▶ [RECORDS SHOWN]:
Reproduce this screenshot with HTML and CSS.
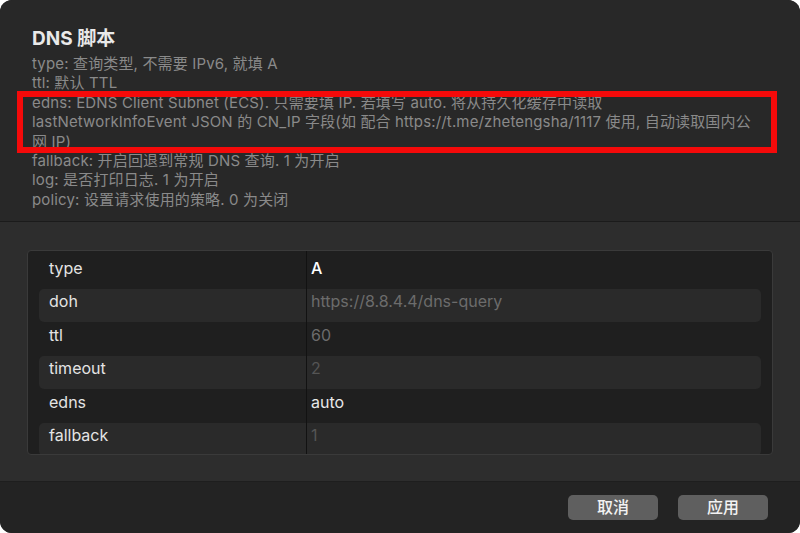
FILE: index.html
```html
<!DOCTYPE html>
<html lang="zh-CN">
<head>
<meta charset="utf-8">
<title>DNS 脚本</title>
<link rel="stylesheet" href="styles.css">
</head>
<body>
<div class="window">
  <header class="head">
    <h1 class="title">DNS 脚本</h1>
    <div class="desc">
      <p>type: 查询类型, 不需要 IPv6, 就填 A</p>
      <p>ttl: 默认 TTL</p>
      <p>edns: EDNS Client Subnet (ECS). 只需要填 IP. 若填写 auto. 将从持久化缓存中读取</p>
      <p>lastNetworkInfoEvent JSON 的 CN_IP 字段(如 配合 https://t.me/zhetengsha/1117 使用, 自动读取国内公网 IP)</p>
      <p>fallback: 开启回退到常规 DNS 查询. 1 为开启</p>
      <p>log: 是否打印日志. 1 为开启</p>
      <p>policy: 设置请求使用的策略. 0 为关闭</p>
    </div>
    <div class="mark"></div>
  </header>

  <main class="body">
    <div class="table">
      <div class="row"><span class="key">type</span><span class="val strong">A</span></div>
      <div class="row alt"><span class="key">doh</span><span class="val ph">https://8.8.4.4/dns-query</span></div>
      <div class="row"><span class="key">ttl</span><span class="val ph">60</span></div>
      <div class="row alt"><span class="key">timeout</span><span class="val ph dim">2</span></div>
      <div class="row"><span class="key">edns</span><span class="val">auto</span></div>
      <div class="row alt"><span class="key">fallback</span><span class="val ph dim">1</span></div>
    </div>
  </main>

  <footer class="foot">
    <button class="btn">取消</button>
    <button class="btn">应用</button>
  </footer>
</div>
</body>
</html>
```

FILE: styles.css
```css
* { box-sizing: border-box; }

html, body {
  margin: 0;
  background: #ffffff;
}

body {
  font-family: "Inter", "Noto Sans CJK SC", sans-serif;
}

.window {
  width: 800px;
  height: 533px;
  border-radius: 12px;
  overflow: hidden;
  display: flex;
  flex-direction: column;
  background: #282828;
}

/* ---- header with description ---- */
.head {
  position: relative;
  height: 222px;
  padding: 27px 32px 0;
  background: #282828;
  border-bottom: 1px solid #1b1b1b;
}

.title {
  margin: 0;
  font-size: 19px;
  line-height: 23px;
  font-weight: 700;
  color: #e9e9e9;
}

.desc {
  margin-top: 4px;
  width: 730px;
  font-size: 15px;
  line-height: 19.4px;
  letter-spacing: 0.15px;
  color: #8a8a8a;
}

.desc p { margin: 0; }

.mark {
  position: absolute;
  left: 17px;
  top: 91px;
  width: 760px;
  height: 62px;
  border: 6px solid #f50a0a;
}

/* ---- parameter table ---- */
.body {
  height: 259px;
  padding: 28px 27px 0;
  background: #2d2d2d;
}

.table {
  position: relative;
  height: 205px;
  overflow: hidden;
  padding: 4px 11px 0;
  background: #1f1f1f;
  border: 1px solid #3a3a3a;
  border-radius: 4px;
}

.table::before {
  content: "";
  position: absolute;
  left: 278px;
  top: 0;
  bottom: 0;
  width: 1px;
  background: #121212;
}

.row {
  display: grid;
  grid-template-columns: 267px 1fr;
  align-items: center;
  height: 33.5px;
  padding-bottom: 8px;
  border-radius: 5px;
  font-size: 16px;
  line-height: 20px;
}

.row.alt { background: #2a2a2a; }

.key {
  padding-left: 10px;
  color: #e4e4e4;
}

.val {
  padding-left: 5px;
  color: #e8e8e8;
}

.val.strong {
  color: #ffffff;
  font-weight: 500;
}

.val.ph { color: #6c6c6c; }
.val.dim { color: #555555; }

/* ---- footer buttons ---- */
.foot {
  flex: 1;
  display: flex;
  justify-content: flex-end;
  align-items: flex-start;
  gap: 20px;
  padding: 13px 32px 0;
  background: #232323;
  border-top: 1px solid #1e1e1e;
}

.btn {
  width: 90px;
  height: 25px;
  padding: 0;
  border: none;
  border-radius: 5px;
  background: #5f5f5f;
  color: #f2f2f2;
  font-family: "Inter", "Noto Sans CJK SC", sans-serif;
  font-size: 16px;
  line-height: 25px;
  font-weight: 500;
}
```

* * *

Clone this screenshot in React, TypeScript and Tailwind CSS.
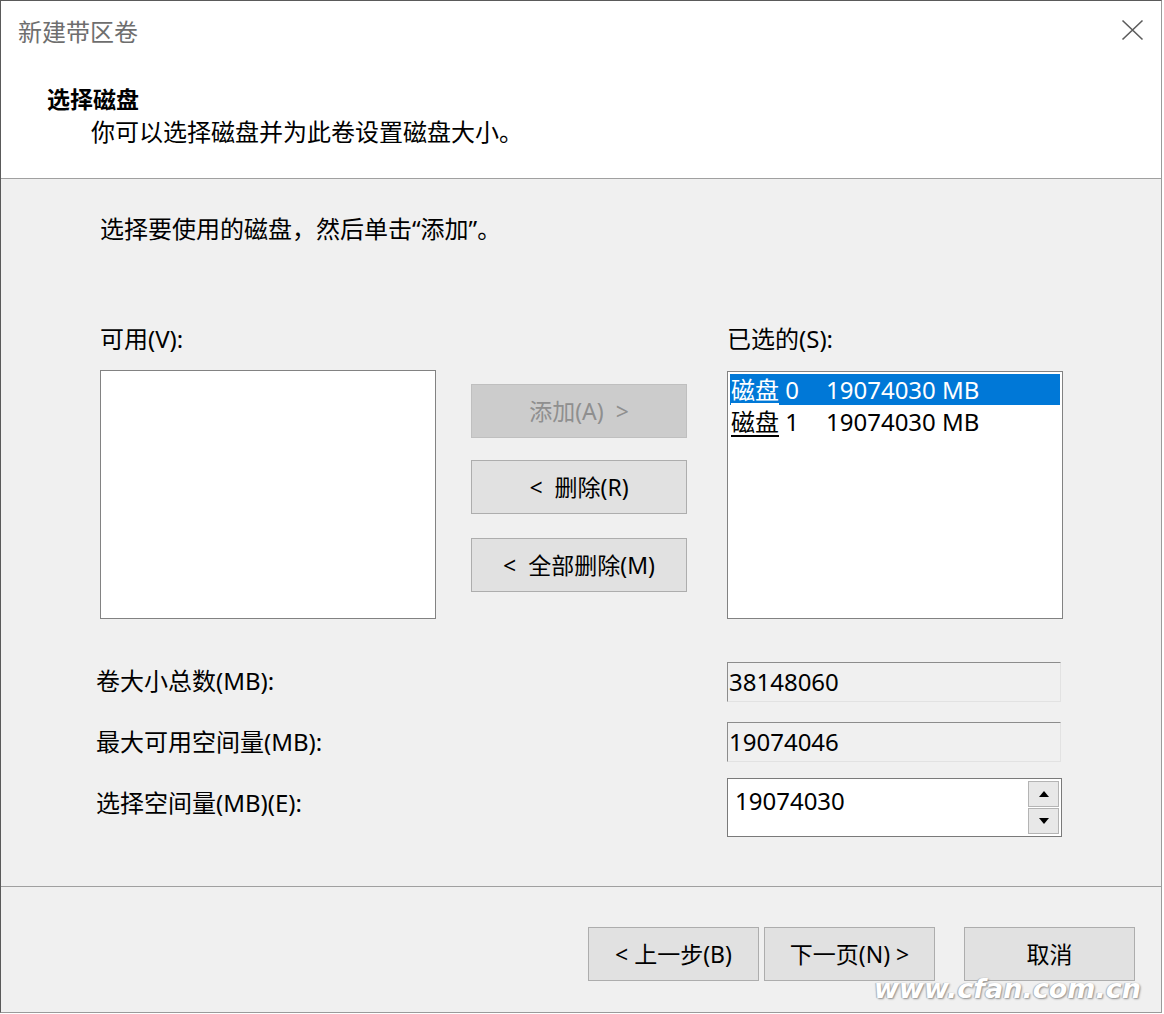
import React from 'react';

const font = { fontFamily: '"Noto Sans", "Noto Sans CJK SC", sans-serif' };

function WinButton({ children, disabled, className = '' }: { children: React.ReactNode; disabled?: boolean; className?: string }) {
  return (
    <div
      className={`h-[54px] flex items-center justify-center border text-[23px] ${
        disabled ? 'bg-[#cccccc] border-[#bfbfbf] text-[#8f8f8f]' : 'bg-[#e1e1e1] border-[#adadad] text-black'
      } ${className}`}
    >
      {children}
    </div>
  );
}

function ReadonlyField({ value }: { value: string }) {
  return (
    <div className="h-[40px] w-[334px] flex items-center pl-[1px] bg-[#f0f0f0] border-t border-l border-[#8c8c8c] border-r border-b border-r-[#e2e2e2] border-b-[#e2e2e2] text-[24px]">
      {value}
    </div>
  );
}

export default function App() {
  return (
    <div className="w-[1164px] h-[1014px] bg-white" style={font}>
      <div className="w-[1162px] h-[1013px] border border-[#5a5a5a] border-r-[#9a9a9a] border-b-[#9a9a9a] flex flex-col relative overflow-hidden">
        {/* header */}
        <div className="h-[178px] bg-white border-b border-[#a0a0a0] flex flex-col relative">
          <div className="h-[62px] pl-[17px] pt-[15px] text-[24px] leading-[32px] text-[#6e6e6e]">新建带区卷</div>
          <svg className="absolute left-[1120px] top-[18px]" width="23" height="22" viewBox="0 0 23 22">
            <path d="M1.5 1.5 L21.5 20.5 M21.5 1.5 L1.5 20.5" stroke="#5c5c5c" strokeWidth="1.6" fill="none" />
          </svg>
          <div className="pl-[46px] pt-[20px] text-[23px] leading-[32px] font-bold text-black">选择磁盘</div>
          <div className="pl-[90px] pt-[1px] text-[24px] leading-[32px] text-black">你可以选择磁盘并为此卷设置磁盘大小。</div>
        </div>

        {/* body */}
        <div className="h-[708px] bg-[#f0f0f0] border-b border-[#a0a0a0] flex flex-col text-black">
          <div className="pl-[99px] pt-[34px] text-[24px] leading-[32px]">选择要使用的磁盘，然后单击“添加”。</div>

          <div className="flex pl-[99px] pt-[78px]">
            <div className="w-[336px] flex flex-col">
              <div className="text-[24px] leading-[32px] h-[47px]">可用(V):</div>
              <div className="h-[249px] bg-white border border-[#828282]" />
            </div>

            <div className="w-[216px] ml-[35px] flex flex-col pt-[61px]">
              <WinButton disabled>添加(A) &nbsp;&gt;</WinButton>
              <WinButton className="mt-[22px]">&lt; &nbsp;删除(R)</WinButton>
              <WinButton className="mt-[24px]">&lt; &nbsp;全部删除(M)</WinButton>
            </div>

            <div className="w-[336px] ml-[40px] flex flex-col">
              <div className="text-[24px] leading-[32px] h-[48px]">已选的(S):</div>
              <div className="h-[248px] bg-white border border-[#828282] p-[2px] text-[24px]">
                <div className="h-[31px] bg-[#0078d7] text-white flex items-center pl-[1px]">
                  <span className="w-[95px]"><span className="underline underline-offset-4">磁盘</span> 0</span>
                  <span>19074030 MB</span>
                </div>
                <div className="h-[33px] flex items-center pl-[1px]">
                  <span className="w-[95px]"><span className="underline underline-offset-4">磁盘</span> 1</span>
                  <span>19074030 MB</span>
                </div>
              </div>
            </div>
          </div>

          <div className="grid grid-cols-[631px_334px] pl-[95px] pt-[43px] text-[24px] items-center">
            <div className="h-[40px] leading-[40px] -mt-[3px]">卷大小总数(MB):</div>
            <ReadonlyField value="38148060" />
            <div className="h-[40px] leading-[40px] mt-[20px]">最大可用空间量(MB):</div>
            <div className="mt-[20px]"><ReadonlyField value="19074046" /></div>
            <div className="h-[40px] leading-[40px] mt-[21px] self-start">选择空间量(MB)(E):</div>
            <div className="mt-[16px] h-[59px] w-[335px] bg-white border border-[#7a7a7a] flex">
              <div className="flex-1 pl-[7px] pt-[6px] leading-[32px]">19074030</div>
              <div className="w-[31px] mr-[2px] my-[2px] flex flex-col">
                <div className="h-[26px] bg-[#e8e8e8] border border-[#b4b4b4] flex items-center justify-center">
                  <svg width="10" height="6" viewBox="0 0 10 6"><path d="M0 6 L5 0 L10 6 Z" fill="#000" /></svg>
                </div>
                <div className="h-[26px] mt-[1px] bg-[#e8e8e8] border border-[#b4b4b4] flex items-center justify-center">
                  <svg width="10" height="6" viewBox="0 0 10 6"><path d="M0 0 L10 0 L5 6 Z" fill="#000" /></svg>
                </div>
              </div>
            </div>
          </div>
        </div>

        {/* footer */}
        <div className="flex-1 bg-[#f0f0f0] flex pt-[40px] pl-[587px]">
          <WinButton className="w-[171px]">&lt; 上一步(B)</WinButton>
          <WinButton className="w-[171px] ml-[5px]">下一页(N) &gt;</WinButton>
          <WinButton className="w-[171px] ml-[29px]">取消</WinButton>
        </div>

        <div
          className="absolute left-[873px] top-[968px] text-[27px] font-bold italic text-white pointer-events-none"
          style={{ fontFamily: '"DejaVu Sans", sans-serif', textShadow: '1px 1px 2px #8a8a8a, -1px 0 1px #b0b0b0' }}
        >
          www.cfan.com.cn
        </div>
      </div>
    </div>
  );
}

▶ [TASK STATEMENT]: All lines that include "React" are to be gathered and copied.

▶ [SOLUTION FOR THIS EXERCISE]:
Clone this screenshot in React, TypeScript and Tailwind CSS.
import React from 'react';
function WinButton({ children, disabled, className = '' }: { children: React.ReactNode; disabled?: boolean; className?: string }) {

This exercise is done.